Plans for a separate quality mark for social enterprises in Scotland have been put on hold after the Scottish Social Enterprise Coalition decided against backing the scheme.
Senscot, the network for Scottish social entrepreneurs, published plans two weeks ago to introduce a Social Enterprise Badge for businesses north of the border.
It said its members felt the criteria for the nationwide Social Enterprise Mark, introduced by the Social Enterprise Coalition in England at the start of February, were too lax. It said social enterprises should be allowed to distribute only 35 per cent of their profits to shareholders, rather than the 50 per cent allowed by the mark.
But it has said it could "step back" from these plans after a response from the Scottish Social Enterprise Coalition, the umbrella body for social enterprise north of the border.
In a written response to the Senscot plans, published on Senscot's website, the SSEC said the decision could create "reputational damage to social enterprise in Scotland".
It could also lead the movement to be perceived as "insular and parochial, instead of enterprising and outward-looking", and might confuse the general public, it said.
The SSEC also felt that the proposed badge would need to be backed by government money, and that this money could potentially be better spent supporting social enterprise in other ways.

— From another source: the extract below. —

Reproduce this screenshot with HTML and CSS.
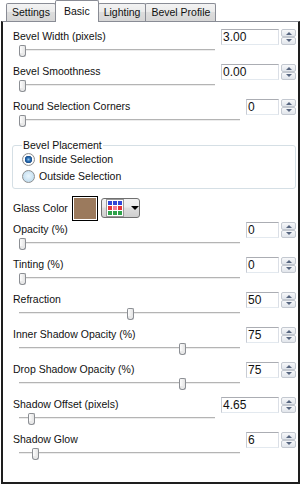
FILE: index.html
```html
<!DOCTYPE html>
<html lang="en">

<head>
    <meta charset="UTF-8">
    <title>Basic</title>
    <link rel="stylesheet" href="styles.css">
</head>

<body>
    <div class="tabs">
        <div class="tab">Settings</div>
        <div class="tab active">Basic</div>
        <div class="tab">Lighting</div>
        <div class="tab">Bevel Profile</div>
    </div>

    <div class="panel">
        <div class="row">
            <div class="ctl">
                <div class="label">Bevel Width (pixels)</div>
                <div class="slider"><span class="thumb" style="left: 0px"></span></div>
            </div>
            <div class="num"><span class="box wide">3.00</span><span class="spin"><i class="up"></i><i class="down"></i></span></div>
        </div>

        <div class="row">
            <div class="ctl">
                <div class="label">Bevel Smoothness</div>
                <div class="slider"><span class="thumb" style="left: 0px"></span></div>
            </div>
            <div class="num"><span class="box wide">0.00</span><span class="spin"><i class="up"></i><i class="down"></i></span></div>
        </div>

        <div class="row">
            <div class="ctl">
                <div class="label">Round Selection Corners</div>
                <div class="slider"><span class="thumb" style="left: 0px"></span></div>
            </div>
            <div class="num"><span class="box">0</span><span class="spin"><i class="up"></i><i class="down"></i></span></div>
        </div>

        <fieldset class="group">
            <legend>Bevel Placement</legend>
            <div class="radio"><span class="dot checked"></span>Inside Selection</div>
            <div class="radio"><span class="dot"></span>Outside Selection</div>
        </fieldset>

        <div class="color-row">
            <div class="label">Glass Color</div>
            <div class="swatch"></div>
            <div class="color-btn">
                <span class="palette">
                    <i class="b"></i><i class="b"></i><i class="b"></i>
                    <i class="r"></i><i class="p"></i><i class="r"></i>
                    <i class="g"></i><i class="g"></i><i class="g"></i>
                </span>
                <span class="caret"></span>
            </div>
        </div>

        <div class="row">
            <div class="ctl">
                <div class="label">Opacity (%)</div>
                <div class="slider"><span class="thumb" style="left: 0px"></span></div>
            </div>
            <div class="num"><span class="box">0</span><span class="spin"><i class="up"></i><i class="down"></i></span></div>
        </div>

        <div class="row">
            <div class="ctl">
                <div class="label">Tinting (%)</div>
                <div class="slider"><span class="thumb" style="left: 0px"></span></div>
            </div>
            <div class="num"><span class="box">0</span><span class="spin"><i class="up"></i><i class="down"></i></span></div>
        </div>

        <div class="row">
            <div class="ctl">
                <div class="label">Refraction</div>
                <div class="slider"><span class="thumb" style="left: 108px"></span></div>
            </div>
            <div class="num"><span class="box">50</span><span class="spin"><i class="up"></i><i class="down"></i></span></div>
        </div>

        <div class="row">
            <div class="ctl">
                <div class="label">Inner Shadow Opacity (%)</div>
                <div class="slider"><span class="thumb" style="left: 160px"></span></div>
            </div>
            <div class="num"><span class="box">75</span><span class="spin"><i class="up"></i><i class="down"></i></span></div>
        </div>

        <div class="row">
            <div class="ctl">
                <div class="label">Drop Shadow Opacity (%)</div>
                <div class="slider"><span class="thumb" style="left: 160px"></span></div>
            </div>
            <div class="num"><span class="box">75</span><span class="spin"><i class="up"></i><i class="down"></i></span></div>
        </div>

        <div class="row">
            <div class="ctl">
                <div class="label">Shadow Offset (pixels)</div>
                <div class="slider"><span class="thumb" style="left: 9px"></span></div>
            </div>
            <div class="num"><span class="box wide">4.65</span><span class="spin"><i class="up"></i><i class="down"></i></span></div>
        </div>

        <div class="row">
            <div class="ctl">
                <div class="label">Shadow Glow</div>
                <div class="slider"><span class="thumb" style="left: 13px"></span></div>
            </div>
            <div class="num"><span class="box">6</span><span class="spin"><i class="up"></i><i class="down"></i></span></div>
        </div>
    </div>
</body>

</html>
```

FILE: styles.css
```css
html,
body {
    margin: 0;
    padding: 0;
    background-color: #fff;
}

body {
    width: 301px;
    height: 485px;
    font-family: "Liberation Sans", Arial, sans-serif;
    font-size: 10.5px;
    color: #111;
    overflow: hidden;
}

/* tab strip */
.tabs {
    display: flex;
    align-items: flex-end;
    height: 21px;
    padding-left: 7px;
}

.tab {
    height: 18px;
    line-height: 17px;
    padding: 0 5px;
    border: 1px solid #898c95;
    border-bottom: none;
    border-radius: 2px 2px 0 0;
    background: linear-gradient(#f3f3f3, #ebebeb 45%, #dddddd 50%, #d6d6d6);
    box-sizing: border-box;
    margin-left: -1px;
}

.tab.active {
    position: relative;
    z-index: 1;
    height: 22px;
    margin-bottom: -1px;
    padding: 2px 8px 0;
    line-height: 16px;
    background: #fff;
}

/* page */
.panel {
    margin-left: 1px;
    width: 299px;
    height: 463px;
    box-sizing: border-box;
    border-top: 1px solid #898c95;
    border-left: 2px solid #1e1e1e;
    border-right: 2px solid #1e1e1e;
    border-bottom: 2px solid #1e1e1e;
    padding: 7px 2px 0 10px;
}

.label {
    height: 14px;
    line-height: 14px;
    white-space: nowrap;
}

.row {
    display: flex;
    height: 35px;
}

.ctl {
    flex: 1;
    margin-right: 6px;
}

.slider {
    position: relative;
    height: 14px;
    margin-left: 6px;
}

.slider::before {
    content: "";
    position: absolute;
    left: 0;
    right: 0;
    top: 6px;
    height: 1px;
    background-color: #b4b4b4;
    border-bottom: 1px solid #ececec;
}

.thumb {
    position: absolute;
    top: 2px;
    width: 5px;
    height: 7px;
    border: 1px solid #8c8f94;
    border-bottom: none;
    border-radius: 2px 2px 0 0;
    background: linear-gradient(to right, #fdfdfd, #e4e4e4);
}

.thumb::after {
    content: "";
    position: absolute;
    left: -1px;
    top: 7px;
    width: 5px;
    height: 3px;
    border: 1px solid #8c8f94;
    border-top: none;
    border-radius: 0 0 3px 3px;
    background: #e9e9e9;
}

.num {
    display: flex;
    height: 16px;
}

.box {
    width: 33px;
    height: 16px;
    box-sizing: border-box;
    border: 1px solid #abadb3;
    border-color: #abadb3 #dbdfe6 #e3e9ef #c8ccd4;
    padding-left: 1px;
    font-size: 12px;
    line-height: 14px;
    background: #fff;
}

.box.wide {
    width: 58px;
}

.spin {
    display: flex;
    flex-direction: column;
    width: 15px;
    height: 16px;
    margin-left: 2px;
}

.spin i {
    position: relative;
    flex: 1;
    border: 1px solid #c3c8d0;
    border-radius: 2px;
    background: linear-gradient(#f7f8fa, #e1e5eb);
}

.spin i::after {
    content: "";
    position: absolute;
    left: 4px;
    top: 2px;
    border-left: 3px solid transparent;
    border-right: 3px solid transparent;
}

.spin .up::after {
    border-bottom: 3px solid #56657f;
}

.spin .down::after {
    border-top: 3px solid #56657f;
    top: 1px;
}

/* group box */
.group {
    margin: 4px 0 0 -1px;
    padding: 0 0 5px 9px;
    border: 1px solid #d5dfe5;
    border-radius: 3px;
}

.group legend {
    padding: 0 1px;
    line-height: 14px;
    height: 14px;
}

.radio {
    display: flex;
    align-items: center;
    height: 14px;
    margin-bottom: 3px;
    white-space: nowrap;
}

.radio:last-child {
    margin-bottom: 0;
}

.dot {
    width: 11px;
    height: 11px;
    margin-right: 4px;
    border: 1px solid #8e8f8f;
    border-radius: 50%;
    background: radial-gradient(circle at 50% 45%, #eaf6fd, #c5dff0 70%, #b1cfe6);
}

.dot.checked {
    background: radial-gradient(circle, #8fc3ea 0, #2a6cb0 2px, #1b4f8c 3.5px, #fff 4px, #f3f3f3 5.5px);
}

/* glass color */
.color-row {
    display: flex;
    align-items: center;
    height: 24px;
    margin: 7px 0 2px;
}

.color-row .label {
    width: 59px;
}

.swatch {
    width: 24px;
    height: 23px;
    border: 1px solid #000;
    box-shadow: inset 0 0 0 1px #fff;
    background-color: #9b7a5d;
}

.color-btn {
    display: flex;
    align-items: center;
    width: 39px;
    height: 20px;
    margin-left: 3px;
    box-sizing: border-box;
    border: 1px solid #707070;
    border-radius: 3px;
    background: linear-gradient(#f2f2f2, #ebebeb 45%, #dddddd 50%, #cfcfcf);
    padding-left: 4px;
}

.palette {
    display: grid;
    grid-template-columns: repeat(3, 4px);
    grid-template-rows: repeat(3, 4px);
    gap: 1px;
    padding: 1px;
    background-color: #fff;
    border: 1px solid #9a9a9a;
}

.palette .b {
    background-color: #3046d8;
}

.palette .r {
    background-color: #e2333a;
}

.palette .p {
    background-color: #ee7d9a;
}

.palette .g {
    background-color: #2ea24a;
}

.caret {
    margin-left: 7px;
    border-left: 4px solid transparent;
    border-right: 4px solid transparent;
    border-top: 4px solid #000;
}
```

But it said it supported the principles behind the badge and felt its stricter criteria would have been "far preferable to the mark's more relaxed approach".
Senscot said that it would consider its options.
"The viability of a Scottish identifier would depend on the wholehearted support of our sector," it said in an open statement to members. "This decision by our coalition changes things and raises the prospect of a protracted and potentially damaging controversy over an issue which is not central.
"Our board will fully discuss our options but our priority will be to avoid wrangling."